Jüdische Gemeinde Berlin: Streit über das Wahlergebnis
Die Opposition ficht das Ergebnis der Wahl zur Repräsentantenversammlung der Jüdischen Gemeinde Berlin an. Sie vermutet, es habe Manipulation bei der Stimmauszählung gegeben.

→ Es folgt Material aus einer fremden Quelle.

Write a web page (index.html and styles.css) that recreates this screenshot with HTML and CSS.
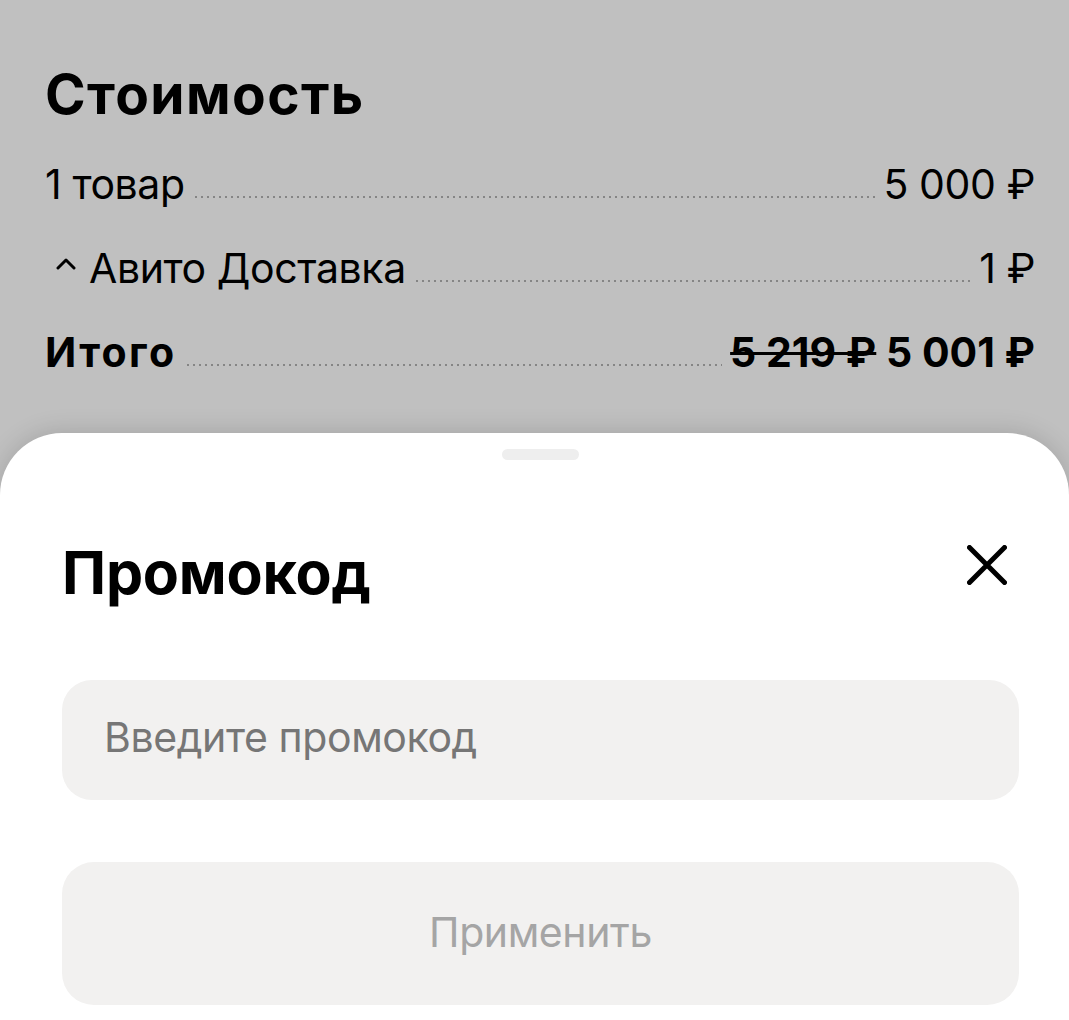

In der Jüdischen Gemeinde geht der Streit um die Ergebnisse der Wahl zur Repräsentantenversammlung in eine neue Runde: Vier Kandidaten des Oppositionsbündnisses Emet („Wahrheit“) haben jetzt Einspruch gegen das Ergebnis eingelegt. „Nunmehr hoffen wir auf eine Klärung der Lage mit rechtlichen Mitteln“, teilte das Bündnis am Dienstagvormittag auf Facebook mit. Sollte der Schiedsausschuss der Gemeinde dem Einspruch recht geben, käme es zu Neuwahlen. Wann mit einer Entscheidung gerechnet werden kann, ist jedoch unklar. Pressesprecher Ilan Kiesling wollte auf Anfrage der taz keine Auskünfte geben, da er sich derzeit im Urlaub befinde, und auch der Gemeindevorstand reagierte nicht auf eine Bitte um Stellungnahme.
Erste Manipulationsvorwürfe waren bereits direkt nach Bekanntgabe des Wahlergebnisses vor gut einer Woche aus Oppositionsreihen laut geworden. Dabei wurde vor allem die Richtigkeit der Briefwahl angezweifelt: Während die Gemeindemitglieder in den Wahllokalen nämlich mehrheitlich für Emet-Kandidaten gestimmt hatten, hatte das Bündnis Koach („Kraft“) die Briefwahl haushoch gewonnen. Darüber hinaus hatte sich das Oppositionsbündnis auf seiner Facebook-Seite über „den plötzlichen Fund einer dubiosen Extra-Urne“ beschwert. Die Stimmzettel einer Wahlurne, in der im Wahlbüro schon vorab Stimmen abgegeben werden konnten, seien getrennt von den anderen Urnen und unter Ausschluss der Öffentlichkeit ausgezählt worden, erklärte Emet-Spitzenkandidat Sergey Lagodinsky auf Anfrage der taz. „Der Umgang mit dieser Wahlurne Nummer 16 ist sehr anfällig für Missbrauch“, so Lagodinsky weiter.
Der Wahlleiter der Jüdischen Gemeinde wehrte sich bereits vor einigen Tagen in einer Mitteilung gegen diesen Vorwurf. „Jegliche Anschuldigungen in Bezug auf Manipulationen bei der Gemeindewahl weist der Wahlausschuss entschieden zurück“, hieß es dort. Die besagte Urne sei ordnungsgemäß versiegelt gewesen und ebenfalls öffentlich in einem der Wahllokale ausgezählt worden.
Bei der Wahl zur Repräsentantenversammlung hatte sich am 20. Dezember das Bündnis Koach durchgesetzt und 13 der 21 Sitze im Gemeindeparlament geholt. Die übrigen acht Sitze gingen an Emet-Kandidaten. Koach-Spitzenkandidat Gideon Joffe hat damit gute Chancen, Ende Januar zum dritten Mal als Vorsitzender der mit 10.000 Mitgliedern größten Jüdischen Gemeinde Deutschlands wiedergewählt zu werden – vorausgesetzt, der Einspruch der vier Oppositionskandidaten bleibt erfolglos. Kritiker werfen Joffe unter anderem einen autoritären Führungsstil vor.